To ensure authenticity, your sustainability story should be anchored in your company’s business strategy, ambition and culture. The link to strategy often poses the biggest challenge.

To strengthen the link, aim for not just having a standalone "sustainability strategy" but for ensuring that your company’s business strategy itself embraces sustainability.

Sustainability should become a lens through which your company makes business decisions. Your sustainability narrative should match how your company runs its operations and approaches everything from risk management to product development.

But this requires both a top-down sustainability commitment and bottom-up alignment and action. Business leaders also should share how their decisions link to sustainability and, similarly, those who tell the story need to fully understand the business.

3. Engage your employees

While top-down sustainability commitment is important, your company’s sustainability story should not feel like a directive from corporate communications or the CEO. While the specific ways in which they engage employees can vary, companies have found employee involvement can be crucial. There is plenty of room for improvement: More than 40 percent of the executives we surveyed were dissatisfied with their company’s two-way sustainability engagement with employees.

Employees can be a great resource for keeping a sustainability story authentic, so engage them in identifying the issues that truly matter to your company. One business, for example, surveyed more than 17,000 employees globally over 12 weeks to help identify and describe the issues for which the company stood. This effort culminated in a purpose statement that reflected the views of those stakeholders.

External assurance ... can strengthen internal controls and reporting systems, driving better decision-making based on higher-quality sustainability information.

Employees can also be powerful sustainability ambassadors, especially if the company’s message passes their gut check. They will ultimately carry out much of that sustainability story in countless actions and behaviors, so make sure to educate and equip employees to genuinely engage in the messaging and understand how sustainability links to business strategy. And don’t forget that employees can also be a great source for the language, stories and images in your sustainability reporting.

4. Ramp up the use of external sustainability assurance services

External assurance gives investors (as well as business partners and regulators) confidence in your data’s accuracy, and it can improve your rankings with key third-party ESG rating firms. Indeed, The Conference Board’s surveys find that ESG rating firms and investors are the top two drivers of companies’ decision to obtain assurance. And more companies are opting to do so: Nearly three out of four of our survey respondents plan to obtain assurance or expand what they currently assure.

Gaining external assurance is not just helpful with others. It can strengthen internal controls and reporting systems, driving better decision-making based on higher-quality sustainability information. As this process can be expensive and time-consuming, you may want to increase the use of assurance services over time.

When getting started, find a path to build confidence. For example, before auditing, consider building a database system to prepare your sustainability data for pressure testing, and then pick the right partners to help scrutinize the data.

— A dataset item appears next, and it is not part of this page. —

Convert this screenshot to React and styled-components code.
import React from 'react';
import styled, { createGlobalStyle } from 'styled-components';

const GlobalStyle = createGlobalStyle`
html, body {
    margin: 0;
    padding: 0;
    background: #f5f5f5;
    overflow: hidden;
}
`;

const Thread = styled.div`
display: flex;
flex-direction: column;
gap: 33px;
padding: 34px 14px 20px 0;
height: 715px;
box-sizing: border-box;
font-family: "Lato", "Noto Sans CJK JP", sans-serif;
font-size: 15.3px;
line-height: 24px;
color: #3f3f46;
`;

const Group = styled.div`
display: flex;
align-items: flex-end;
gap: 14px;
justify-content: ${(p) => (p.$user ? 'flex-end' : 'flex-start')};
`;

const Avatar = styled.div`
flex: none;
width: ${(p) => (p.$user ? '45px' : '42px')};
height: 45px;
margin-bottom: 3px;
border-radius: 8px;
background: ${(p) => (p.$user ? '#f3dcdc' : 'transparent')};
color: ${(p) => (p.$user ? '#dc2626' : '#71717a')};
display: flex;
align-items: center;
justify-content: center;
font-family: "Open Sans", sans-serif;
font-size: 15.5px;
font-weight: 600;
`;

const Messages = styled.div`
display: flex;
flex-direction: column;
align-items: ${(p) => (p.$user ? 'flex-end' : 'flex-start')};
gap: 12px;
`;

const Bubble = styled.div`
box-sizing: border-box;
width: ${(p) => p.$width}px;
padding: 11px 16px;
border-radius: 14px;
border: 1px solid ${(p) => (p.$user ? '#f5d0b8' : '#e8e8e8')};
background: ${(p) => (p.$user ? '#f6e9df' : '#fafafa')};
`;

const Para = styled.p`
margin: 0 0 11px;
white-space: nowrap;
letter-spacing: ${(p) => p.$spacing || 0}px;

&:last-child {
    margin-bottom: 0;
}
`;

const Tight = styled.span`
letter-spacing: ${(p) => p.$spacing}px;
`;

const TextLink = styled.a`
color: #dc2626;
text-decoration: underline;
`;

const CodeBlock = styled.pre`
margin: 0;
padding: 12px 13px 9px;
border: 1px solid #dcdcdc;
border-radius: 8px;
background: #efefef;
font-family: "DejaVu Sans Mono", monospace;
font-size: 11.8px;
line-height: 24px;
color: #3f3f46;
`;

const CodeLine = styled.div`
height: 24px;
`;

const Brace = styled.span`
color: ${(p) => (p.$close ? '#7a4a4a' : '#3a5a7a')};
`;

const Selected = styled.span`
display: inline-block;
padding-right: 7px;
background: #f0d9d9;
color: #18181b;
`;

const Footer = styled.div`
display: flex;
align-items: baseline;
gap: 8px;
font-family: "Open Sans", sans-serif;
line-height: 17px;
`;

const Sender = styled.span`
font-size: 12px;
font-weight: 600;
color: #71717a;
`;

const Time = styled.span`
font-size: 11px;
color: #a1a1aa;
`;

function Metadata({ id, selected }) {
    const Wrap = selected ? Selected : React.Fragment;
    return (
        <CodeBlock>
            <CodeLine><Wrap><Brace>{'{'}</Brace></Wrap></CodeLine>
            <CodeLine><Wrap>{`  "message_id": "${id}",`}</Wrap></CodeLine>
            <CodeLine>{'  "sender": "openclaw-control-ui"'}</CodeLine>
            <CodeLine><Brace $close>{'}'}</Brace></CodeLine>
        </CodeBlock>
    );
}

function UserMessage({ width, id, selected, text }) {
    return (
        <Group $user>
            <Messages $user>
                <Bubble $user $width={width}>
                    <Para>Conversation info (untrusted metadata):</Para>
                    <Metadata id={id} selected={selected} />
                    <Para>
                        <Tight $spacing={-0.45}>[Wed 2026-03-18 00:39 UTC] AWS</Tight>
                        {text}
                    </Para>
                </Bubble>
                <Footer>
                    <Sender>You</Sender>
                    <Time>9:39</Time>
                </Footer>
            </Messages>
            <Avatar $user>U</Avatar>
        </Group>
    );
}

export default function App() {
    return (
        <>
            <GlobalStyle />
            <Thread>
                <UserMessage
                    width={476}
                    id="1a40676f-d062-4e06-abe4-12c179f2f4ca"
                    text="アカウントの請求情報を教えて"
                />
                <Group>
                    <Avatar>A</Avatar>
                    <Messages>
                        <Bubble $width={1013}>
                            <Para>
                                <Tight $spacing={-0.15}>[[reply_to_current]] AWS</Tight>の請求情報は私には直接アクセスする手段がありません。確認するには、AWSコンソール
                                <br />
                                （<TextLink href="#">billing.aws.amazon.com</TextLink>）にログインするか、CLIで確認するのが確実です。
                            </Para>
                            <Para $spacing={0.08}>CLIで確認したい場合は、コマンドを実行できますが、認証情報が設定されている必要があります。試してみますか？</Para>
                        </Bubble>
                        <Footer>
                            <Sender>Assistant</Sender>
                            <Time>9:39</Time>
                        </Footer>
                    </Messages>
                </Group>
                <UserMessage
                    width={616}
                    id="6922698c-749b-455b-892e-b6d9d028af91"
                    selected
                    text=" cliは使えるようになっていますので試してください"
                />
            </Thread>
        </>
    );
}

When determining what and how much to assure (as it can range from just a few indicators to the full sustainability report), consider starting by obtaining assurance for your biggest risks. But keep in mind that you may have limited discretion if your company is subject to regulatory requirements related to sustainability assurance, such as those recently proposed in the European Union.

5. Don’t chase all the ESG rating firms

By some estimates, there are more than 600 ESG rating and ranking firms. And while there is some consolidation of sustainability reporting frameworks, ESG rating and ranking firms continue to proliferate. Our surveys find that the biggest problem companies have with these firms is the time and resources required to respond to information requests. To avoid becoming inundated, be strategic about which organizations you engage with and how you do it, while ignoring the rest.

One approach: Develop three engagement tiers for ESG rating firms. Proactively engage with the first tier (three to five companies); interact with the second tier of firms more passively — solely to verify data, for example (include a handful of firms in this group); do not engage with or devote resources to serving the last tier (all the other firms).

When evaluating ESG rating firms, look for the top three to five that give you the greatest coverage of sustainability issues that truly matter to your company. Also consider name brand and track record; ability to provide input into your materiality process; information timeliness; commitment to ongoing monitoring; and data accuracy, including the ability to engage with the firm to correct inaccuracies.

Next, consider prioritizing rating firms based on the level of effort required to engage, transparency (do you know what the firm is rating you against?), and accuracy (are they accurately capturing your information?). This approach should help ensure your engagement with ESG rating firms is productive and not burdensome.

With almost all S&P 500 companies issuing sustainability reports, it is clear that sustainability storytelling is mainstream and expected of large companies. But this practice is far from straightforward: information requests from regulators, rating agencies, investors and business partners are growing by the day.

Going forward, effective storytelling will rest on companies’ ability to strike the right balance between satisfying external requests for information and focusing on the sustainability issues that truly matter to the company. Doing so authentically means those stories should not only have the broad backing of employees but also need to be anchored in the company’s business strategy.